Here is the task for the listing below: output exactly the lines from the one containing "What React, TypeScript" through the one containing "import React from", and leave out the pictures.

>> start Data in this exercise

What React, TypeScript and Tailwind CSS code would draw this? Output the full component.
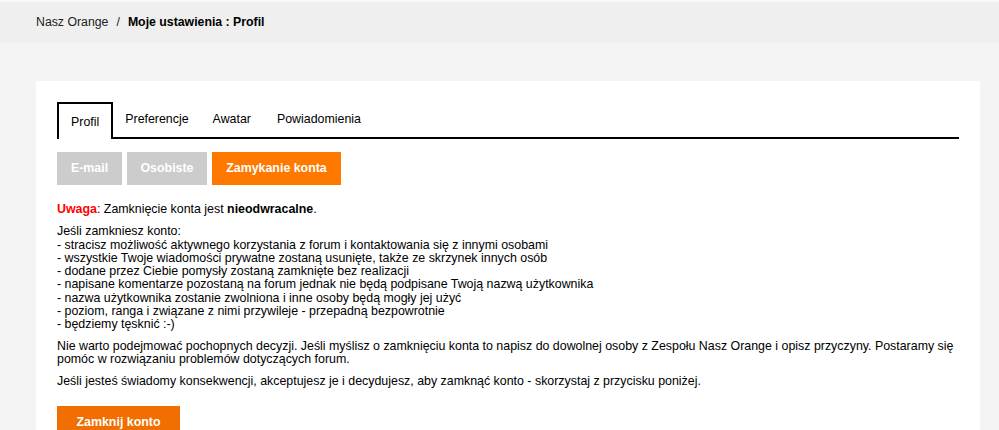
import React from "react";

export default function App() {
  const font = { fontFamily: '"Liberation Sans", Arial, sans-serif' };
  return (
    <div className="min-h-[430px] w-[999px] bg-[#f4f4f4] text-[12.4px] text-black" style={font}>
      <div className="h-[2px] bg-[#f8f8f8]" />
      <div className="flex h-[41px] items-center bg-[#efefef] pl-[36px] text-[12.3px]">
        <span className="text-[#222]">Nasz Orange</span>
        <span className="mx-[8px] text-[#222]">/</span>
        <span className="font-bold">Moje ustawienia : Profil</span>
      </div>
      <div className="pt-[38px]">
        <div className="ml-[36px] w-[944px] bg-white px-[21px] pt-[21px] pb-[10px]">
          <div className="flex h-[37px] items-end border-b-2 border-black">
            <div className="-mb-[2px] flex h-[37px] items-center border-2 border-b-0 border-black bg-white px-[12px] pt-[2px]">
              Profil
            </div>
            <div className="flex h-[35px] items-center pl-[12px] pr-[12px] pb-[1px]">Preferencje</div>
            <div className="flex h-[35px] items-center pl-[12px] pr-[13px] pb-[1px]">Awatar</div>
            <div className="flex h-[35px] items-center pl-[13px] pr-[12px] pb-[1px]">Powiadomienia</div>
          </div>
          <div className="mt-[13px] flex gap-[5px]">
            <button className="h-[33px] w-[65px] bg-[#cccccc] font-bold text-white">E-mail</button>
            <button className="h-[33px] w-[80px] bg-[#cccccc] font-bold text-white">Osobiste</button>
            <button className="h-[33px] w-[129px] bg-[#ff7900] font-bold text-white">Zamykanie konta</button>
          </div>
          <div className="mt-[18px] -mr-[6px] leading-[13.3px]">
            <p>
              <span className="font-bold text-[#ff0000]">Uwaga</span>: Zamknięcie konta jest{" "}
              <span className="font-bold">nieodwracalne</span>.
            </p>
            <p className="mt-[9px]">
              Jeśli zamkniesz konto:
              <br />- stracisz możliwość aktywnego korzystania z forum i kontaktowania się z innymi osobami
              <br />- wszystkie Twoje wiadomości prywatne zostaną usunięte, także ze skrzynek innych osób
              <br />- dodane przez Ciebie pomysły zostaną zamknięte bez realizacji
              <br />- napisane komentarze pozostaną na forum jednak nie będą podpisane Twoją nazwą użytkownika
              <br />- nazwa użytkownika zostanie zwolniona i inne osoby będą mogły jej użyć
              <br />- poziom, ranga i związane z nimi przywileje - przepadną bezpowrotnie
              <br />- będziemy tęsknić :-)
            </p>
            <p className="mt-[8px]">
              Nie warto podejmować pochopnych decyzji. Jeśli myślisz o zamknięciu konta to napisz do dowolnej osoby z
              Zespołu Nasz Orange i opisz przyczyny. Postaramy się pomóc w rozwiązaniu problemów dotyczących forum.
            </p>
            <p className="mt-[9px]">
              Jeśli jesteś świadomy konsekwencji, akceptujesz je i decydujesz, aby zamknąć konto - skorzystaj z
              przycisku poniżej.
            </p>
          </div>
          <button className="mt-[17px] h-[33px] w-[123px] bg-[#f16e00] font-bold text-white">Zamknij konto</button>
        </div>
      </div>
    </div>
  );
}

>> end Data in this exercise
>> start Data in this exercise

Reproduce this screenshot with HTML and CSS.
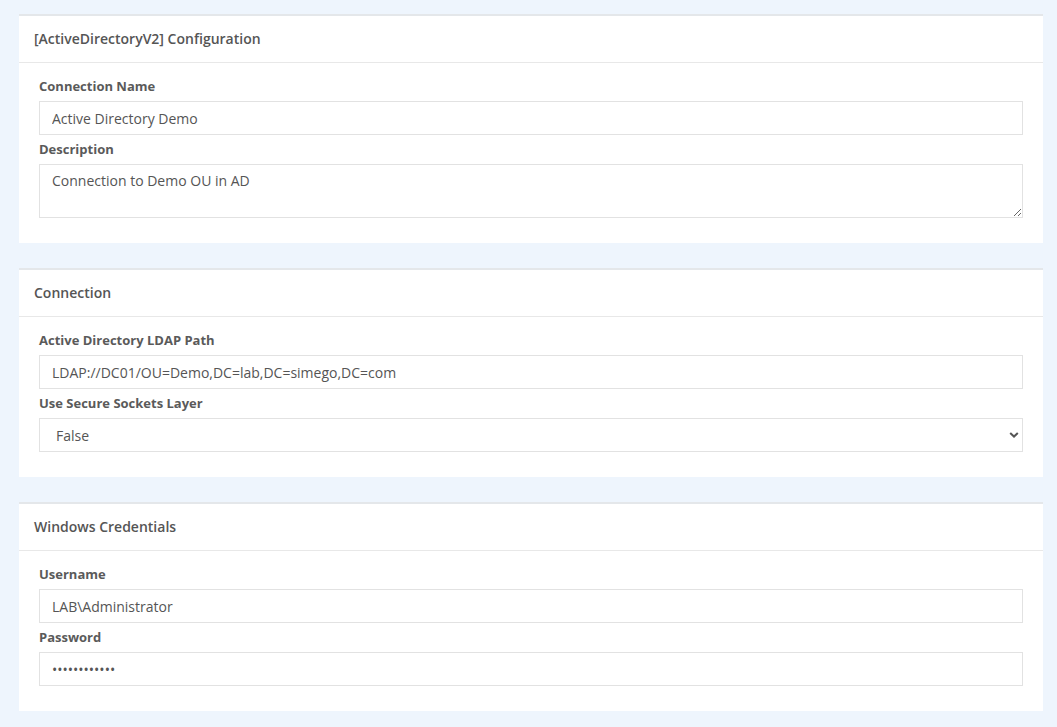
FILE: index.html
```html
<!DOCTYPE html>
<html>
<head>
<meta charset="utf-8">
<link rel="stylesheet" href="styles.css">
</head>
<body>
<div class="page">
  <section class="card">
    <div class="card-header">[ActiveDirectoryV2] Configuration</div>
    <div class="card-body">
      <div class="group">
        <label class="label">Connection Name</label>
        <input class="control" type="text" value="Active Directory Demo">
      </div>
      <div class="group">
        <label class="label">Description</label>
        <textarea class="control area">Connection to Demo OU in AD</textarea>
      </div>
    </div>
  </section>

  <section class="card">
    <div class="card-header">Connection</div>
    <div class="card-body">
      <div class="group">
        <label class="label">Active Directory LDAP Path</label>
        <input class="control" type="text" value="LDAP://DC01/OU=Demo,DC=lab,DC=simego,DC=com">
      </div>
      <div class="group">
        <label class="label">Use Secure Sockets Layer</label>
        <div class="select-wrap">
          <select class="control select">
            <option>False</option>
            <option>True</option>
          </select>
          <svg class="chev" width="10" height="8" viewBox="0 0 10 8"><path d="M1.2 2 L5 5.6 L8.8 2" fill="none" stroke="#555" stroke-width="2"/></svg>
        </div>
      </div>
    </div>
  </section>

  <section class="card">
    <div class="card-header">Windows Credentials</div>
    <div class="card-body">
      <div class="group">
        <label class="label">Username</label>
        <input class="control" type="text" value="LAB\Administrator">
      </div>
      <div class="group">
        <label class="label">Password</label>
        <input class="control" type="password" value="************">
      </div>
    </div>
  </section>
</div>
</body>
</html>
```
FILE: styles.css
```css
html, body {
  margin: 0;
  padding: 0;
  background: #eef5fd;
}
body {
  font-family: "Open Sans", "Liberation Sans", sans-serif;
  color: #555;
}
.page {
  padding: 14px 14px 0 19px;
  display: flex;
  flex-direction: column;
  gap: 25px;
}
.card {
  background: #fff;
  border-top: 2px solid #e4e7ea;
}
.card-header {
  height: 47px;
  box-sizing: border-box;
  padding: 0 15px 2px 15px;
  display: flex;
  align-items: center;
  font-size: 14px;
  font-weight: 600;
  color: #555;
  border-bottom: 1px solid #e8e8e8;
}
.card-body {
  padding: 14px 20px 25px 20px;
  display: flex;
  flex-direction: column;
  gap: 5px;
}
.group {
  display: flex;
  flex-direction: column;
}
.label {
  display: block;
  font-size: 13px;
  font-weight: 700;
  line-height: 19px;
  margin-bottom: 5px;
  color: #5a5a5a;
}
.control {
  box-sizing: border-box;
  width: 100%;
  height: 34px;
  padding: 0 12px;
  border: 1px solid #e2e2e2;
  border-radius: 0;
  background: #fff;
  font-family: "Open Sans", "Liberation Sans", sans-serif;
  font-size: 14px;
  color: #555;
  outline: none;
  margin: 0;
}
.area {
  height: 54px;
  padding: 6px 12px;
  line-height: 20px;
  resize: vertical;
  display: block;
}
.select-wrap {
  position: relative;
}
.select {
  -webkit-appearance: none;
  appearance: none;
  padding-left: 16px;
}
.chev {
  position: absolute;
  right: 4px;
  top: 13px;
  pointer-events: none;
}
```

>> end Data in this exercise
>> start Data in this exercise

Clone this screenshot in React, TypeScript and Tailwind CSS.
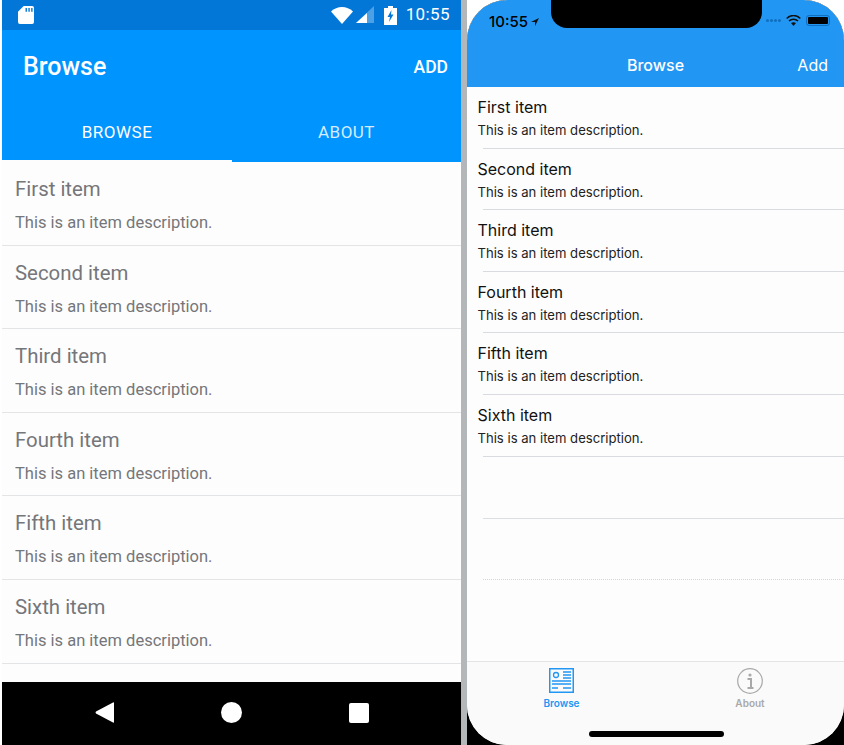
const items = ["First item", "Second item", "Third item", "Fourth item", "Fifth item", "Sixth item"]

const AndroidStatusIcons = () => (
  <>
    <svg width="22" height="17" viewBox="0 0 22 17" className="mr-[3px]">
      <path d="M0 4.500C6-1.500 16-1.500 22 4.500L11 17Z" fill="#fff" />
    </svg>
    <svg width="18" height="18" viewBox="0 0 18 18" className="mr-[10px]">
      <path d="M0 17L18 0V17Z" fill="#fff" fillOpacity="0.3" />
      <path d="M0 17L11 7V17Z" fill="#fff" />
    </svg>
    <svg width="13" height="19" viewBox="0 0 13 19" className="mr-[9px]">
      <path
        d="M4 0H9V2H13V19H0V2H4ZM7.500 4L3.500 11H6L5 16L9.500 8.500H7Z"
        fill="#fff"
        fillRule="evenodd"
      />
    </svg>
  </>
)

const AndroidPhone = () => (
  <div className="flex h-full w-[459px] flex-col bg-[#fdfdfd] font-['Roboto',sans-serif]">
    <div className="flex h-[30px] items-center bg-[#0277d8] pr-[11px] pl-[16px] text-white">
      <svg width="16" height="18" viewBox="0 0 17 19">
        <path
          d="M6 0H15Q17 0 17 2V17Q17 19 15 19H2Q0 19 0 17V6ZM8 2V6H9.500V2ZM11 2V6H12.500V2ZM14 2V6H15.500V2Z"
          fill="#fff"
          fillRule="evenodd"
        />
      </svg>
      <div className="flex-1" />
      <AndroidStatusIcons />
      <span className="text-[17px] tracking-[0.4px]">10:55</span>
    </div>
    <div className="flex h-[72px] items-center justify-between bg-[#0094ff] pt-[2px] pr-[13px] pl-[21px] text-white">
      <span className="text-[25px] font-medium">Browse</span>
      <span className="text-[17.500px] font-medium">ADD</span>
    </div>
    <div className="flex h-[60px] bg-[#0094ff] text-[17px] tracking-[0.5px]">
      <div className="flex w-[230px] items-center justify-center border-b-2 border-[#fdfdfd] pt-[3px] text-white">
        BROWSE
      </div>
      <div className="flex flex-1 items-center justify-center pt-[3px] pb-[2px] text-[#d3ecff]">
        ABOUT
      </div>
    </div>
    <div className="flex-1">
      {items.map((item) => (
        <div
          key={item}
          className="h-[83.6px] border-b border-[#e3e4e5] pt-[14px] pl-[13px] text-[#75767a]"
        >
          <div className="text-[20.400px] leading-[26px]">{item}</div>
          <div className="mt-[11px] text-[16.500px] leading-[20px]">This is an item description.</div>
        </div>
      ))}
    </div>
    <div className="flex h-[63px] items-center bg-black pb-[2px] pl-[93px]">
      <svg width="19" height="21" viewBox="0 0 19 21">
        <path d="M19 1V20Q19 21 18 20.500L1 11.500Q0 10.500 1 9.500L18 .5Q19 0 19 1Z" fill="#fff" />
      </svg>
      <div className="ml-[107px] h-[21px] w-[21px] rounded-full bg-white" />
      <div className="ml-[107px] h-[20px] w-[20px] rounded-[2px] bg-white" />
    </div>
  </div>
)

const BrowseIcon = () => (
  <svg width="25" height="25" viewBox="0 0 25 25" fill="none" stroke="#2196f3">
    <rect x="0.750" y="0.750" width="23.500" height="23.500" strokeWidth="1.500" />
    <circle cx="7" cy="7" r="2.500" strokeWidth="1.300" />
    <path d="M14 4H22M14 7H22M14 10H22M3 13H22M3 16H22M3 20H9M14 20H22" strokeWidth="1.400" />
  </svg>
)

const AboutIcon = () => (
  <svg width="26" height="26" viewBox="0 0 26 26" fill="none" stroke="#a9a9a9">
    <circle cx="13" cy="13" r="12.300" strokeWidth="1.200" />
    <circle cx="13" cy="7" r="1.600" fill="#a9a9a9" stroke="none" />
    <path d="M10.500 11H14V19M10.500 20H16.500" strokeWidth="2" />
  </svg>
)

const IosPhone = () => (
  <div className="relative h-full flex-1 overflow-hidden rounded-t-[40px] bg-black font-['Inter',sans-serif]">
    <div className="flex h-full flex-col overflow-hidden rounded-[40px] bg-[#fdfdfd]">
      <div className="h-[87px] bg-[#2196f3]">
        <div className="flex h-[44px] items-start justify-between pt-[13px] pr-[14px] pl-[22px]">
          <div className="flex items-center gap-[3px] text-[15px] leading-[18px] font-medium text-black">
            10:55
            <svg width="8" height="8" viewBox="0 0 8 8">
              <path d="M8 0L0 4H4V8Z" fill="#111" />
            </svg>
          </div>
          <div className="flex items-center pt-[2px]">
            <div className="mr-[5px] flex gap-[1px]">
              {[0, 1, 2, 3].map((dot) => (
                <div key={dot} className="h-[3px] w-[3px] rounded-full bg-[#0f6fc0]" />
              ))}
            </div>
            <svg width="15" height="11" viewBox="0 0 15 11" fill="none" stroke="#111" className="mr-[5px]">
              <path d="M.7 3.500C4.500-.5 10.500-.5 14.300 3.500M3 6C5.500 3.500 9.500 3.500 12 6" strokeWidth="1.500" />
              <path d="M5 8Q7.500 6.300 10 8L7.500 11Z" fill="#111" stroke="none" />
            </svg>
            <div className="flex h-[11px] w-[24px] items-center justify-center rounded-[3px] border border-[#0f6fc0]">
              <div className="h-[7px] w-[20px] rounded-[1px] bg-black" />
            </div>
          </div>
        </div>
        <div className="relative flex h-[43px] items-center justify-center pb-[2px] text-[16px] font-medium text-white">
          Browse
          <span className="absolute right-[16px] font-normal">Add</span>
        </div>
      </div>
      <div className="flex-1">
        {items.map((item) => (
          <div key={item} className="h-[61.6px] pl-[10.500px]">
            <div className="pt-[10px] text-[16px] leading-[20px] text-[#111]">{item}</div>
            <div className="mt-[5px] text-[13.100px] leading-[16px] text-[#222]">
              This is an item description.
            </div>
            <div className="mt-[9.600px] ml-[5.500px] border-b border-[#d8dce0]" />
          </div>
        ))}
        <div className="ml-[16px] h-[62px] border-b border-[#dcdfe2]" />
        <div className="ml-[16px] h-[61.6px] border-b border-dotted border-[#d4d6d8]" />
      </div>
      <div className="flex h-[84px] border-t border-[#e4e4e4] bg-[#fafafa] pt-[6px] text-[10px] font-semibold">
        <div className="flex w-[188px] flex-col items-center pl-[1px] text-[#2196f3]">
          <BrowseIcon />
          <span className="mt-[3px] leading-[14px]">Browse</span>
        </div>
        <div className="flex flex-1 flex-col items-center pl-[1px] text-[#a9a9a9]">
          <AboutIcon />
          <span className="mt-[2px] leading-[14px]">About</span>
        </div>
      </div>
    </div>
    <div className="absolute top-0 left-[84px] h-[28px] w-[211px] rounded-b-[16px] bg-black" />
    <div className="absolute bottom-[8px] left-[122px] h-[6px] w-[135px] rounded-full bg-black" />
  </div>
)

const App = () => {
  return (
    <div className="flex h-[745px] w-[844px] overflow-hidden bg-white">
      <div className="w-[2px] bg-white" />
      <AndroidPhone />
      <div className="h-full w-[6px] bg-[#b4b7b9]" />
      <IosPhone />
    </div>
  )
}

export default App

>> end Data in this exercise

Response to this exercise:
What React, TypeScript and Tailwind CSS code would draw this? Output the full component.
import React from "react";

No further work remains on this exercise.